First, from this excellent article: “In all the video footage I have seen of people crossing illegally from Mexico, of people arrested, the faces look more Indian than Spanish. Most of the illegal immigrants from Mexico may be mestizo, racially, but Indian features predominate. And isn’t that curious? The Indians are illegally coming into the United States. Indians will always wander in the Americas and they should. One lasting effect of illegal immigration, I believe, is that we will come to see America within the Americas…. Brown illegal immigrants with Indian faces may usher the Georgian and the Virginian to a recognition that they now live within the New World—an illegal idea—and not in some distant colony of England.” I have now lived in the three major border metropolises, San Diego, El Paso, and the lower Rio Grande Valley. But not until living in Monterrey did I realize that during all that time when I was on the border, only the Morenos are present. They are living among the Anglos (or the Anglos are living among them), of course, but you will not find the Rubios or the Gueros among immigrants. Monterrey, only a two hour drive from the border, is half blonde; half the city defies racial classification. If I forget which country I’m in, I’d say they are Caucasian.

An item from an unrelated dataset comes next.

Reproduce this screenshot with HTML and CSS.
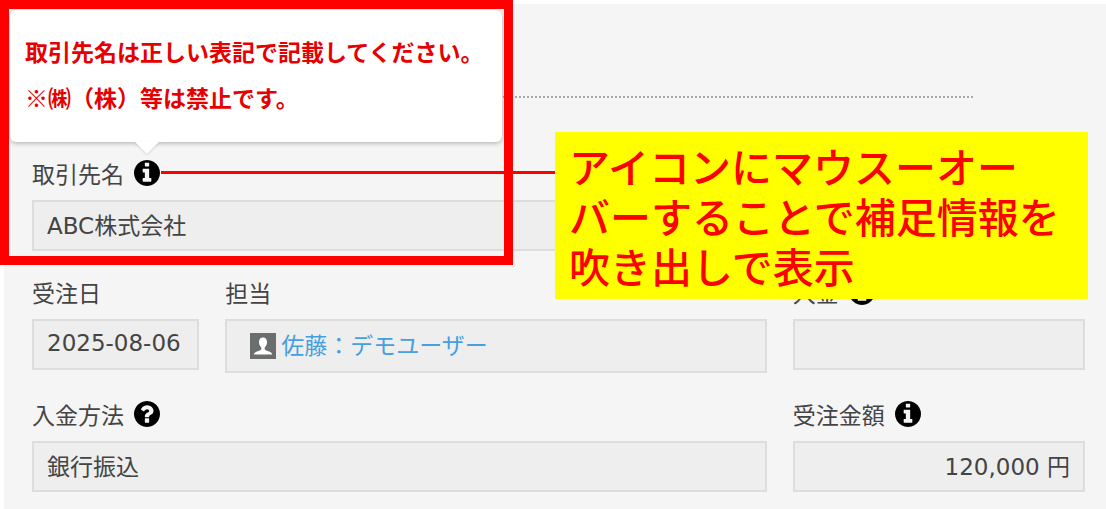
FILE: index.html
```html
<!DOCTYPE html>
<html lang="ja">
<head>
    <meta charset="UTF-8">
    <meta name="viewport" content="width=device-width, initial-scale=1.0">
    <title>受注情報</title>
    <link rel="stylesheet" href="styles.css">
</head>
<body>
    <svg class="symbols" aria-hidden="true">
        <symbol id="info" viewBox="128 128 1536 1536">
            <path d="M1152 1376v-160q0-14-9-23t-23-9h-96v-512q0-14-9-23t-23-9h-320q-14 0-23 9t-9 23v160q0 14 9 23t23 9h96v320h-96q-14 0-23 9t-9 23v160q0 14 9 23t23 9h448q14 0 23-9t9-23zm-128-896v-160q0-14-9-23t-23-9h-192q-14 0-23 9t-9 23v160q0 14 9 23t23 9h192q14 0 23-9t9-23zm640 416q0 209-103 385.5t-279.5 279.5-385.5 103-385.5-103-279.5-279.5-103-385.5 103-385.5 279.5-279.5 385.5-103 385.5 103 279.5 279.5 103 385.5z"/>
        </symbol>
        <symbol id="question" viewBox="128 128 1536 1536">
            <path d="M1024 1376v-192q0-14-9-23t-23-9h-192q-14 0-23 9t-9 23v192q0 14 9 23t23 9h192q14 0 23-9t9-23zm256-672q0-88-55.5-163t-138.5-116-170-41q-243 0-371 213-15 24 8 42l132 100q7 6 19 6 16 0 25-12 53-68 86-92 34-24 86-24 48 0 85.5 26t37.5 59q0 38-20 61t-68 45q-63 28-115.5 86.5t-52.5 125.5v36q0 14 9 23t23 9h192q14 0 23-9t9-23q0-19 21.5-49.5t54.5-49.5q32-18 49-28.5t46-35 44.5-48 28-60.5 12.5-81zm384 192q0 209-103 385.5t-279.5 279.5-385.5 103-385.5-103-279.5-279.5-103-385.5 103-385.5 279.5-279.5 385.5-103 385.5 103 279.5 279.5 103 385.5z"/>
        </symbol>
    </svg>

    <main class="sheet">
        <hr class="divider">
        <form class="fields">
            <div class="field full">
                <div class="label-row">
                    <label for="client">取引先名</label>
                    <button type="button" class="hint" aria-label="取引先名の説明" aria-describedby="clientTip">
                        <svg><use href="#info"/></svg>
                    </button>
                </div>
                <input type="text" id="client" value="ABC株式会社" readonly>
            </div>

            <div class="field">
                <div class="label-row"><label for="orderDate">受注日</label></div>
                <input type="text" id="orderDate" value="2025-08-06" readonly>
            </div>
            <div class="field">
                <div class="label-row"><span>担当</span></div>
                <div class="user-box">
                    <svg class="avatar" viewBox="0 0 26 26" aria-hidden="true">
                        <rect width="26" height="26" fill="#6b6e6e"/>
                        <path fill="#fff" d="M13 4.500C10.300 4.500 9 6.500 9 9.300c0 2.300 1 4.200 2.300 5.200v1.800c-.5 1.200-2.300 1.600-4.300 2.300-1.900.7-3 1.400-3.200 2.900h18.400c-.2-1.500-1.300-2.200-3.200-2.900-2-.7-3.800-1.100-4.300-2.300v-1.800C16 13.500 17 11.600 17 9.300c0-2.800-1.300-4.800-4-4.800z"/>
                    </svg>
                    <a href="#user">佐藤：デモユーザー</a>
                </div>
            </div>
            <div class="field">
                <div class="label-row">
                    <label for="payment">入金</label>
                    <button type="button" class="hint" aria-label="入金の説明">
                        <svg><use href="#info"/></svg>
                    </button>
                </div>
                <input type="text" id="payment" readonly>
            </div>

            <div class="field wide">
                <div class="label-row">
                    <label for="method">入金方法</label>
                    <button type="button" class="hint" aria-label="入金方法の説明">
                        <svg><use href="#question"/></svg>
                    </button>
                </div>
                <input type="text" id="method" value="銀行振込" readonly>
            </div>
            <div class="field">
                <div class="label-row">
                    <label for="amount">受注金額</label>
                    <button type="button" class="hint" aria-label="受注金額の説明">
                        <svg><use href="#info"/></svg>
                    </button>
                </div>
                <input type="text" id="amount" class="number" value="120,000 円" readonly>
            </div>
        </form>
    </main>

    <div class="tooltip" id="clientTip" role="tooltip">
        取引先名は正しい表記で記載してください。<br>
        ※㈱（株）等は禁止です。
    </div>

    <div class="frame"></div>
    <div class="leader"></div>
    <p class="callout">アイコンにマウスーオー<br>バーすることで補足情報を<br>吹き出しで表示</p>
</body>
</html>
```

FILE: styles.css
```css
* {
    box-sizing: border-box;
}

body {
    margin: 0;
    background: #fff;
    color: #444;
    font-family: 'DejaVu Sans', 'Noto Sans CJK JP', sans-serif;
    font-size: 23px;
    position: relative;
}

.symbols {
    display: none;
}

.sheet {
    min-height: 100vh;
    margin-left: 4px;
    padding: 92px 21px 16px 28px;
    border-top: 4px solid #fff;
    background: #f5f5f5;
}

.divider {
    margin: 0 112px 60px 0;
    border: none;
    border-top: 2px dotted #aaa;
}

.fields {
    display: grid;
    grid-template-columns: 167fr 541fr 292fr;
    align-items: start;
    gap: 26px;
}

.field {
    min-width: 0;
}

.full {
    grid-column: span 3;
}

.wide {
    grid-column: span 2;
}

.label-row {
    display: flex;
    align-items: center;
    gap: 10px;
    height: 34px;
    margin-bottom: 8px;
    line-height: 34px;
}

.hint {
    width: 26px;
    height: 26px;
    margin-bottom: 4px;
    padding: 0;
    border: none;
    background: none;
    color: #000;
    cursor: pointer;
}

.hint svg {
    display: block;
    width: 26px;
    height: 26px;
    fill: currentColor;
}

input,
.user-box {
    display: block;
    width: 100%;
    height: 51px;
    padding: 0 13px 4px;
    border: 2px solid #ddd;
    border-radius: 0;
    background: #eee;
    color: #444;
    font: inherit;
}

input:focus {
    outline: none;
    border-color: #4a9fe0;
}

.number {
    text-align: right;
}

.user-box {
    display: flex;
    align-items: center;
    gap: 5px;
    height: 54px;
    padding: 0 13px 0 23px;
}

.user-box a {
    padding-bottom: 4px;
    color: #459fe0;
    text-decoration: none;
}

.avatar {
    flex: none;
    width: 26px;
    height: 26px;
}

.tooltip {
    position: absolute;
    top: 10px;
    left: 10px;
    width: 492px;
    padding: 18px 15px 22px;
    border-radius: 6px;
    background: #fff;
    box-shadow: 0 1px 5px rgba(0, 0, 0, 0.3);
    color: #e60000;
    font-family: 'Noto Sans CJK JP', sans-serif;
    font-weight: bold;
    line-height: 46px;
}

.tooltip::after {
    content: '';
    position: absolute;
    top: 100%;
    left: 125px;
    border: 12px solid transparent;
    border-top-color: #fff;
    border-bottom: none;
    filter: drop-shadow(0 1px 1px rgba(0, 0, 0, 0.15));
}

.frame {
    position: absolute;
    top: 0;
    left: 0;
    width: 513px;
    height: 265px;
    border: 9px solid #f00;
    pointer-events: none;
}

.leader {
    position: absolute;
    top: 171px;
    left: 161px;
    width: 394px;
    height: 3px;
    background: #f00;
}

.callout {
    position: absolute;
    top: 132px;
    left: 555px;
    width: 533px;
    margin: 0;
    padding: 8px 14px 9px;
    background: #ff0;
    color: #f00;
    font-family: 'Noto Sans CJK JP', sans-serif;
    font-size: 41px;
    font-weight: 500;
    line-height: 50px;
}
```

Second, if the restrictions of the border go away, most of the problems of the border will go away. Our nation would be much better if the border became more like Mexico. I love the border and will likely live my life on it, but the interior of Mexico is much closer to what most people want the U.S. to be (educated, professional, clean, wealthy) than is the border. And I’m talking about the U.S. side of the border.

Of course, if neither of these things were true, people still have the right to seek life, liberty, and property, and for many that requires coming to the U.S.